Thursday, December 30, 2004

The Kremlin siloviki

I have been following events in Russia for some years and there are a number of positions about what is going on in the Kremlin. One of them is that there are struggles for power going on between what are considered to be rival clans. The argument is that Putin does not dominate any one but serves as a broker of sorts between them all. The result is that he is not necessarily in complete control of things in government but has to appease one or the other of the clans to get things done.

These clans don't necessarily represent economic interests like they do in the Ukraine though they may be seeking economic power for the government and for themselves. They are often composed of people who see eye to eye on certain things rather than being tied together by financial interests as the clans are here in the Ukraine. (The neocons in the Bush government would be considered a clan from this perspective.)

One of these clans is composed of the siloviki, members of the Putin's government that have come from the security services like the KGB. Many of them followed Putin there when he took power after being chosen by Yeltsin.

This article explains the problem: Siloviki Loom Large at Summit.

What should worry the Bush administration's Russia watchers the most, however, is that Putin can't take all the blame for Moscow's actions. Another set of players is asserting itself within the Kremlin, a group with the ability to interfere in Russian business and to undermine their president's credibility. The extent of this group's growing power and influence helps explain the gap between Putin's words and Kremlin deeds.

Putin promised that Yukos would not be bankrupted, that the state would not seek control of Yugansk, and that the eventual auction of Yugansk would be transparent. All three assurances proved false. Putin had little incentive to lie about these issues, especially so late in the game, and he had little reason to change his mind in the interim. In addition, Putin's post-auction news conferences were surprisingly open and wide-ranging for a president who rarely feels the need to justify his actions.
Putin frequently seemed defensive, like a leader who has lost some of the domestic political initiative and who is reacting to important events rather than shaping them.
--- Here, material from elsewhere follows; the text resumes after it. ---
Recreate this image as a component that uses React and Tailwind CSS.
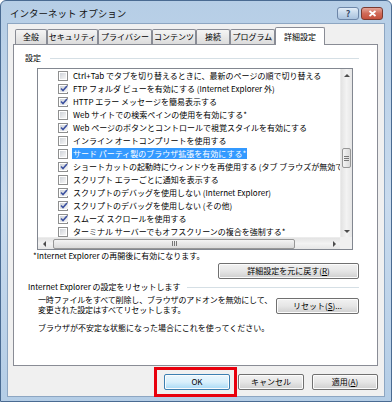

A new group of vested economic interests has risen within the Kremlin from among the "security vertical," those who came to the administration via the security services. These siloviki have their own ideas on how to amass economic power -- even if it contradicts official Kremlin policy. The siloviki aren't new to the administration; they've been with Putin throughout his presidency. But their freedom to maneuver -- even when their actions directly contradict their president's words -- appears to be growing.
One of the main problems is that these siloviki and the military tend to see rivalry with the US as the main strategic problem. In this they are no different than their predecessors who stood on top of Lenin's tomb to watch their military, a military set up to counter the US "threat," parade by. It is these same people who detected the handiwork of the US behind the Orange Revolution. And their response to it has been nothing short of paranoid. Maybe some of it has to do what they consider to be an entitlement they have become used to being frustrated.

Whatever it is, this presents real problems for the US and for the West.